* EXTRACTED ENTRIES

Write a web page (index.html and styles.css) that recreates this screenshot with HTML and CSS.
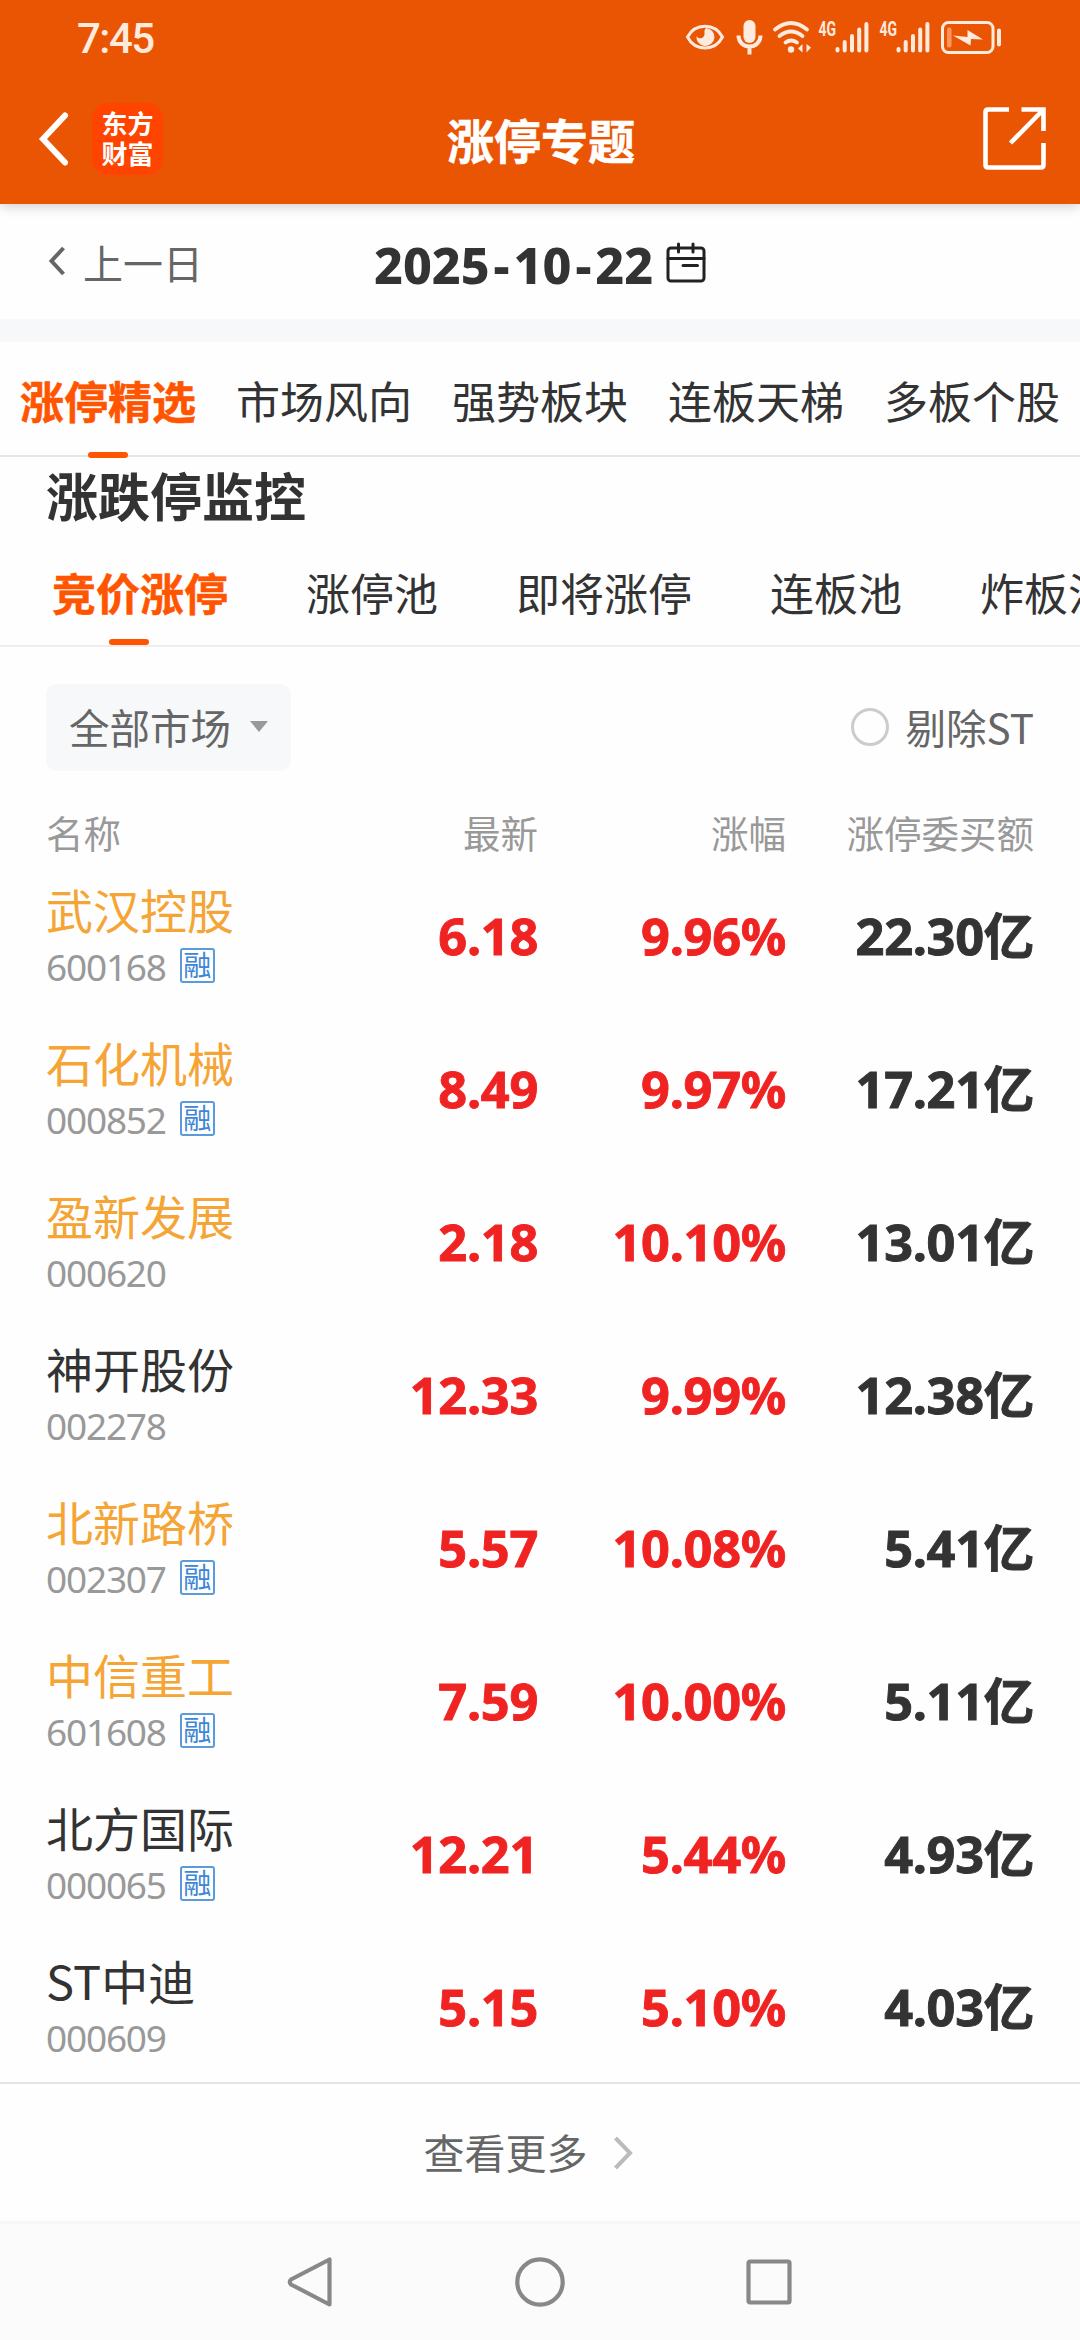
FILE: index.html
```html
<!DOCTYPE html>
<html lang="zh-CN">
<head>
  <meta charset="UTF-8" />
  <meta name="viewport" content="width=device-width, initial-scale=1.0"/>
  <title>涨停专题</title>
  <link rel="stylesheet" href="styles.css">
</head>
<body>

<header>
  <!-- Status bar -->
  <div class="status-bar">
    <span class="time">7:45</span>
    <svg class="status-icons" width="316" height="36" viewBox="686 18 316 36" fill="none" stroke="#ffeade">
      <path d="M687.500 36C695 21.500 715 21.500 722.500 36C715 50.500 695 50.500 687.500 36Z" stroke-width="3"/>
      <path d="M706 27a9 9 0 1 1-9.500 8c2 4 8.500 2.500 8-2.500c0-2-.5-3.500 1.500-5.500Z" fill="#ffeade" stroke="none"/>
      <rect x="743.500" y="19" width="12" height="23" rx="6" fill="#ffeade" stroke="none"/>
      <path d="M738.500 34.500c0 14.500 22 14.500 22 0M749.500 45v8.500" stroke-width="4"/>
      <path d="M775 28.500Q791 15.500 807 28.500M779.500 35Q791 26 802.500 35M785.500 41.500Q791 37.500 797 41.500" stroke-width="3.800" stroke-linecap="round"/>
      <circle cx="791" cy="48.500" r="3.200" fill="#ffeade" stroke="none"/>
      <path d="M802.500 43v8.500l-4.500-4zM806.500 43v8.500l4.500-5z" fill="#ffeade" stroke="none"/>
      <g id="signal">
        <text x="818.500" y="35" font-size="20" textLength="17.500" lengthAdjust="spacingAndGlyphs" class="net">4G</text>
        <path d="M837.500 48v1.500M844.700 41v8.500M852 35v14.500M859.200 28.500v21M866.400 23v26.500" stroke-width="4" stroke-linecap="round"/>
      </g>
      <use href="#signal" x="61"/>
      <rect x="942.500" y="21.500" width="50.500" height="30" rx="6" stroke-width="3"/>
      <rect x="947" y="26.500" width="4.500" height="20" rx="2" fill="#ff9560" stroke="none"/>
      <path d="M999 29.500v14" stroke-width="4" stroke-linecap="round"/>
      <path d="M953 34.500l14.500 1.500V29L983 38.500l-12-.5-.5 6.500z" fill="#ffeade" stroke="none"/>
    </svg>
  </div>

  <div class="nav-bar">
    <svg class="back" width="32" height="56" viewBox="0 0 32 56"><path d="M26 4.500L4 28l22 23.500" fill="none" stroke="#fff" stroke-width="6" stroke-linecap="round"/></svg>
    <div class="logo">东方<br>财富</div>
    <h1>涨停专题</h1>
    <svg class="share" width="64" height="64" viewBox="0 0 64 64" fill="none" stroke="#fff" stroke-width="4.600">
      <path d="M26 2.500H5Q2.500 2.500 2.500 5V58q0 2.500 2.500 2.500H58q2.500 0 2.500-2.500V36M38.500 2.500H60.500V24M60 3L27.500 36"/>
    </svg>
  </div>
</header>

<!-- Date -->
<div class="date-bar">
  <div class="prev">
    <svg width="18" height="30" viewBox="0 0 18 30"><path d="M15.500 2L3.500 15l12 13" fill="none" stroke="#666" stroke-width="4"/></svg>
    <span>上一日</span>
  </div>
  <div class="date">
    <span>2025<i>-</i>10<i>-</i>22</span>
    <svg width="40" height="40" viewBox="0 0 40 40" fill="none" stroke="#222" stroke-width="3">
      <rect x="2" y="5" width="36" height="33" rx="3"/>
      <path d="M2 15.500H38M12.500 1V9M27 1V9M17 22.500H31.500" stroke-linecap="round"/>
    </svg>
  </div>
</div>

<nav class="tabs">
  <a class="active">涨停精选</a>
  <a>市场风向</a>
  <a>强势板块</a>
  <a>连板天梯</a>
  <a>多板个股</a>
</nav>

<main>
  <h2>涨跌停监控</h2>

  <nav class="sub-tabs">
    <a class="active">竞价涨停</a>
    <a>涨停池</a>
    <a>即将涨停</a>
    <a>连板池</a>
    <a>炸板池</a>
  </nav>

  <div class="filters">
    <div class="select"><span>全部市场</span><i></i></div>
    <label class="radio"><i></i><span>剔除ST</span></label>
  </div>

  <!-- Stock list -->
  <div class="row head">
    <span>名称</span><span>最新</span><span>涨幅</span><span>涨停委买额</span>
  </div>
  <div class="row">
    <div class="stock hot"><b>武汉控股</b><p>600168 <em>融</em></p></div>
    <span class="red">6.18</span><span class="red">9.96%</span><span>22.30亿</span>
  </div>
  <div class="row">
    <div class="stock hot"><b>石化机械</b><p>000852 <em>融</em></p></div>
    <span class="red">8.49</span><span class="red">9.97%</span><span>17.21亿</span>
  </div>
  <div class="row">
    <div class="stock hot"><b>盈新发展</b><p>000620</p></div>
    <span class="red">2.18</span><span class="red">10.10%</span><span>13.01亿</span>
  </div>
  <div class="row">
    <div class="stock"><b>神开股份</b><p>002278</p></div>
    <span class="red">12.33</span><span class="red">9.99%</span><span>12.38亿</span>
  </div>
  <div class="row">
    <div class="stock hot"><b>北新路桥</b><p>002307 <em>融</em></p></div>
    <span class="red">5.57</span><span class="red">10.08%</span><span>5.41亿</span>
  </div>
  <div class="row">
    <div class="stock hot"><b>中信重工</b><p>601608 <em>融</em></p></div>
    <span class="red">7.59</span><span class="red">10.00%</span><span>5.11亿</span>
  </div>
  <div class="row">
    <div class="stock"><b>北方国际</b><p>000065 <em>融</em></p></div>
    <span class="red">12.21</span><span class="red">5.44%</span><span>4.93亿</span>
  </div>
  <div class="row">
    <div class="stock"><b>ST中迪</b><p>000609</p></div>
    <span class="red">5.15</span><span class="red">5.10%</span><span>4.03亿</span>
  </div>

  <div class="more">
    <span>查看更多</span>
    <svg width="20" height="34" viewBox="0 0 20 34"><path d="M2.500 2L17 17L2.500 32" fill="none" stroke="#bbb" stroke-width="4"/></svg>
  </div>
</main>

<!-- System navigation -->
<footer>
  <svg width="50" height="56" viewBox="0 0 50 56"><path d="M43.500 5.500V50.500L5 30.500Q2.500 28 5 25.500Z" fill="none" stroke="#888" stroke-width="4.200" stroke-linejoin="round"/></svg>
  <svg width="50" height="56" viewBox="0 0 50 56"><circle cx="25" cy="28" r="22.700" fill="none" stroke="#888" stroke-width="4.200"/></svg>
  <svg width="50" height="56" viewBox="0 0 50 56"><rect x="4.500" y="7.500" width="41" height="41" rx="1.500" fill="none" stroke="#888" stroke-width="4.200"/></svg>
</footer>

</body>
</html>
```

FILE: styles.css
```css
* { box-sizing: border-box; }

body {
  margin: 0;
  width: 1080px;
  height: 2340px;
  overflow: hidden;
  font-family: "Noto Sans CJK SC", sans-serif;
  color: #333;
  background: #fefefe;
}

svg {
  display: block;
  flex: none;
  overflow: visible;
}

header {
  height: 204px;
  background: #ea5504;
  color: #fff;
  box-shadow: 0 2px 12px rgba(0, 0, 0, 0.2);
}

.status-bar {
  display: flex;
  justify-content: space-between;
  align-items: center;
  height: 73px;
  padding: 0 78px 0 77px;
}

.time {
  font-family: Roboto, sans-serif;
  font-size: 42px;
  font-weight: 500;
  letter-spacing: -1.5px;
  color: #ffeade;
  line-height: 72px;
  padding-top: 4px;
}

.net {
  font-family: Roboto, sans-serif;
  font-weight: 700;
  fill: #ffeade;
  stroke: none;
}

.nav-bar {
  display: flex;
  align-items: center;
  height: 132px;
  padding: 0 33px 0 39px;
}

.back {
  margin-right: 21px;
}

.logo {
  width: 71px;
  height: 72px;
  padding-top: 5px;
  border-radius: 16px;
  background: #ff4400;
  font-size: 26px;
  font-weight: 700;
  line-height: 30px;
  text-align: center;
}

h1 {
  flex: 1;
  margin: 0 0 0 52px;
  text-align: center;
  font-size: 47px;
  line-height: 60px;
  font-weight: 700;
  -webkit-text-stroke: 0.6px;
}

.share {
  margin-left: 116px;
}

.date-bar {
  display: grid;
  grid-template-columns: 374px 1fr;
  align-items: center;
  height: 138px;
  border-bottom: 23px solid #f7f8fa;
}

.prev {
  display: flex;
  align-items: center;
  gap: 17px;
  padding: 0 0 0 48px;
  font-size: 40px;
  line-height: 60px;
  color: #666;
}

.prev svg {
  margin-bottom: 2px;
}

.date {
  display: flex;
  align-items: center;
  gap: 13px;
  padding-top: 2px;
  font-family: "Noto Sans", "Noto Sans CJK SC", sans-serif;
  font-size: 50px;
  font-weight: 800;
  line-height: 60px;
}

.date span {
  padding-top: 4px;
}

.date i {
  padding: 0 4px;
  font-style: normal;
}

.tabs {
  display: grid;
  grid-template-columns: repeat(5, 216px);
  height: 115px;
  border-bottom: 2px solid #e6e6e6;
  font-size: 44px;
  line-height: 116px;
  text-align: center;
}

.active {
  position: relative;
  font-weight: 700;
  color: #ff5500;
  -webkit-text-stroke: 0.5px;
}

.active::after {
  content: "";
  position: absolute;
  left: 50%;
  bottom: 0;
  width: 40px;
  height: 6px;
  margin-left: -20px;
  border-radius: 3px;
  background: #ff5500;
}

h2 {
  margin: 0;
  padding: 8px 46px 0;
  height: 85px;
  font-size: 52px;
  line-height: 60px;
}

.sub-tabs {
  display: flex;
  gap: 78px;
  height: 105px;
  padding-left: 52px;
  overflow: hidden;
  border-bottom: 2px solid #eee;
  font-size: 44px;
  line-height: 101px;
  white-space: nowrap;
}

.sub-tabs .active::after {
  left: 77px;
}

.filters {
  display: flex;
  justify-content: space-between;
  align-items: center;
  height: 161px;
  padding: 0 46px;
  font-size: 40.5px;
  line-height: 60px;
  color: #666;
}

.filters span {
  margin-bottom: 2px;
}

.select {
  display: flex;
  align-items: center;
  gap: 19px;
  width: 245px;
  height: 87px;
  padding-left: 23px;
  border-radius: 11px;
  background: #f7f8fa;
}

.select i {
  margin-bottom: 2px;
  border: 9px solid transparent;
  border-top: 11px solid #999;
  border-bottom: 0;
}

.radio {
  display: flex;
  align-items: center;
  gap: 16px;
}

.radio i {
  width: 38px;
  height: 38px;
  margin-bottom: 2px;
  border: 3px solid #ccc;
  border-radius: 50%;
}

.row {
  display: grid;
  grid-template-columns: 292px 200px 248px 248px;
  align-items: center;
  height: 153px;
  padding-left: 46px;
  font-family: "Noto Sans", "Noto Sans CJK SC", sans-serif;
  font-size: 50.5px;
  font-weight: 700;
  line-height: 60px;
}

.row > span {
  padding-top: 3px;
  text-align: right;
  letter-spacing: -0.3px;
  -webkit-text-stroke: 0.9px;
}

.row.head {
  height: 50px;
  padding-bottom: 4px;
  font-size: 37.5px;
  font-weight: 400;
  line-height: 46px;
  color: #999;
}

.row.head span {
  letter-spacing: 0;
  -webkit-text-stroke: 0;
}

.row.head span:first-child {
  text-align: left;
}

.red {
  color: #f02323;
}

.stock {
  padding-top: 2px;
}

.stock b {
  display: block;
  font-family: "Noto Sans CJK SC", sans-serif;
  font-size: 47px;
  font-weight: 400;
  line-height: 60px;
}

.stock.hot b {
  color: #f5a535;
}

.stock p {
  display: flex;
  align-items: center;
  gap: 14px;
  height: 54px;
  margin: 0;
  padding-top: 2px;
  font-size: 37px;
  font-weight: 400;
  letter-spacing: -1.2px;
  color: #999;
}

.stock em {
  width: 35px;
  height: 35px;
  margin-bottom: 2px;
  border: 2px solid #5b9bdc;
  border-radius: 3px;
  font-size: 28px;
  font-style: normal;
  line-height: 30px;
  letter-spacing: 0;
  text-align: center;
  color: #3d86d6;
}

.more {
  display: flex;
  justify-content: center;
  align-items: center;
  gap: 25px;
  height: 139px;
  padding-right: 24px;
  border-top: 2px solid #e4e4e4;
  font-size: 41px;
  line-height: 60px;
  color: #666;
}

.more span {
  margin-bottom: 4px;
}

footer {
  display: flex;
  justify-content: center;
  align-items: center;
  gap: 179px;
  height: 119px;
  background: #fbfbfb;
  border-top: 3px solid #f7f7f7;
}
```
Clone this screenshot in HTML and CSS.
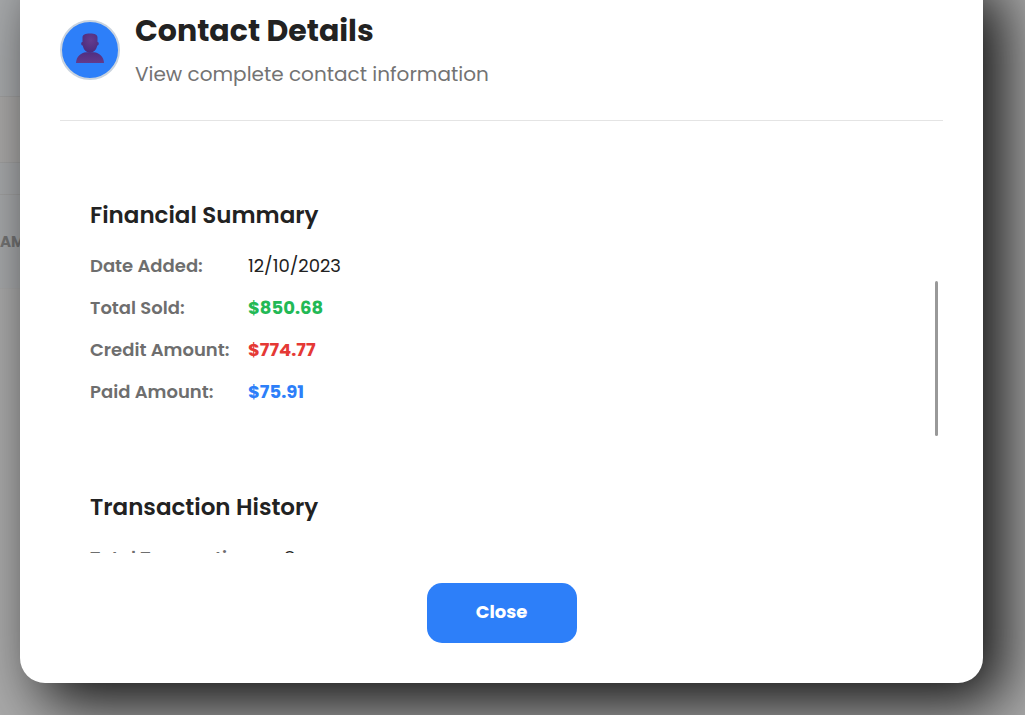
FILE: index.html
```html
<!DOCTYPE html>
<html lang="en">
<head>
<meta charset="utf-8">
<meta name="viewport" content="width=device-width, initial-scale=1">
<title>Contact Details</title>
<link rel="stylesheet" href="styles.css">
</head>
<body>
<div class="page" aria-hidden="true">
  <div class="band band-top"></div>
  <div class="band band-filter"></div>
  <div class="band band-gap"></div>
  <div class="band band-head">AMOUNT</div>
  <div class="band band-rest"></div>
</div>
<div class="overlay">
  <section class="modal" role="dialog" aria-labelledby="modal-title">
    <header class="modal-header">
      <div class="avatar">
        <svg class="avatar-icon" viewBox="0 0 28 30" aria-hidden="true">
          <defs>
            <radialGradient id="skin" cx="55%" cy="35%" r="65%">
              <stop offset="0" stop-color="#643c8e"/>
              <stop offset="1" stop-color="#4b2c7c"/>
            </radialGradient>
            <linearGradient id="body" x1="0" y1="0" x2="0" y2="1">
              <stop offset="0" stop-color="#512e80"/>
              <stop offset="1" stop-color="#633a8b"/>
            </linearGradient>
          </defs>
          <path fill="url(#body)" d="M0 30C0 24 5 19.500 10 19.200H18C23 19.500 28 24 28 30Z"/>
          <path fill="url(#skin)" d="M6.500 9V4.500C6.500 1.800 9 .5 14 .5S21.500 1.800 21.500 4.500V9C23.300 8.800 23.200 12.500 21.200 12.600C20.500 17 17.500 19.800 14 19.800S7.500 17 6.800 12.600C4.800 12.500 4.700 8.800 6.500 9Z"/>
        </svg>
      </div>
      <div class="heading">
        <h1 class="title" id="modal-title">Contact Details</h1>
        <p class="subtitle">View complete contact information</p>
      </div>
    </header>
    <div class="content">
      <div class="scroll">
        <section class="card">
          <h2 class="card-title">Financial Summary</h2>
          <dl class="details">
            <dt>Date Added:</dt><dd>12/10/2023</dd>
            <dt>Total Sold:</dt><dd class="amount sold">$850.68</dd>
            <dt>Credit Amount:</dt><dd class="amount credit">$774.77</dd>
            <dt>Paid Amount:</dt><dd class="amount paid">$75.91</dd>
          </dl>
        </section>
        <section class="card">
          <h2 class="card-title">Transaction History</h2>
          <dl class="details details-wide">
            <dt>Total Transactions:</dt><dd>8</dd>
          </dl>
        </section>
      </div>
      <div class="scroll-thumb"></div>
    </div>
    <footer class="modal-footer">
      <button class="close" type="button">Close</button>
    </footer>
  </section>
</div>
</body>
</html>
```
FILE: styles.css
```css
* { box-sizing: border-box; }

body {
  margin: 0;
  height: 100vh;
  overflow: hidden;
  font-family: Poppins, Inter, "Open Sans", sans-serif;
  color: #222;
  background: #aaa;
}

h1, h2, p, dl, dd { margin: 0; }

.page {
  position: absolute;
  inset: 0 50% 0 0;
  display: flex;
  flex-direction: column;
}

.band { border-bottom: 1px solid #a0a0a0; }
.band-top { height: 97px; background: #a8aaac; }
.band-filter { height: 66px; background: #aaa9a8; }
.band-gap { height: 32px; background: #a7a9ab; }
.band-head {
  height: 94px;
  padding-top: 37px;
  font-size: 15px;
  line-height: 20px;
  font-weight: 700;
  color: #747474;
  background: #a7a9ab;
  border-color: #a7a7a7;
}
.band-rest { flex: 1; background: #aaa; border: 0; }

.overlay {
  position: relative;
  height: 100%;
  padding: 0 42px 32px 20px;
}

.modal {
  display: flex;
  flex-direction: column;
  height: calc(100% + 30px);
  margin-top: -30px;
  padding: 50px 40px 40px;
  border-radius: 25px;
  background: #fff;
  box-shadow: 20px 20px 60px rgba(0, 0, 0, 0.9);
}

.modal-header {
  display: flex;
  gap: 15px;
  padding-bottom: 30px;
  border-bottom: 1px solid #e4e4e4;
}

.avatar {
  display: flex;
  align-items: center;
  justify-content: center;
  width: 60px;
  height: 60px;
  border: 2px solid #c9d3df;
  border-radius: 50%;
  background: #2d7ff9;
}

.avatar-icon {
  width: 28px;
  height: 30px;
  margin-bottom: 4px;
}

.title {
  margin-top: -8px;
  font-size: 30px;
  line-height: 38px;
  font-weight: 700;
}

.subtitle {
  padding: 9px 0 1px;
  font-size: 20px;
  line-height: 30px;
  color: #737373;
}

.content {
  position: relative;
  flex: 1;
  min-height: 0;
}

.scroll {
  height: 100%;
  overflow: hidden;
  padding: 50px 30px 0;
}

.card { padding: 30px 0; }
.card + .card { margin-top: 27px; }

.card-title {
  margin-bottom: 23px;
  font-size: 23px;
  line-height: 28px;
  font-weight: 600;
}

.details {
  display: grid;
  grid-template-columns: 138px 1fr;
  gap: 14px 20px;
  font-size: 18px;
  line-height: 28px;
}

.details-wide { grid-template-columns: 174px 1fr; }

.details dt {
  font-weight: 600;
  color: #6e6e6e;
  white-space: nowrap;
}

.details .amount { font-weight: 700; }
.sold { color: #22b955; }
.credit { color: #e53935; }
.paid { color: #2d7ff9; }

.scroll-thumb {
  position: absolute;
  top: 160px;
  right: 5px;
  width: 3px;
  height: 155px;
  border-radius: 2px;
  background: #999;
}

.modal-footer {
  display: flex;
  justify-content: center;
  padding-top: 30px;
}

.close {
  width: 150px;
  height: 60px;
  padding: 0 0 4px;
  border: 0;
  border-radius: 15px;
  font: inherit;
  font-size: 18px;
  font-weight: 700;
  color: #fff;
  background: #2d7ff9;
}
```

* SHORT TASK
Across the material above, how many lines include the string "styles"? Only the number is wanted.

* TASK ANSWER
5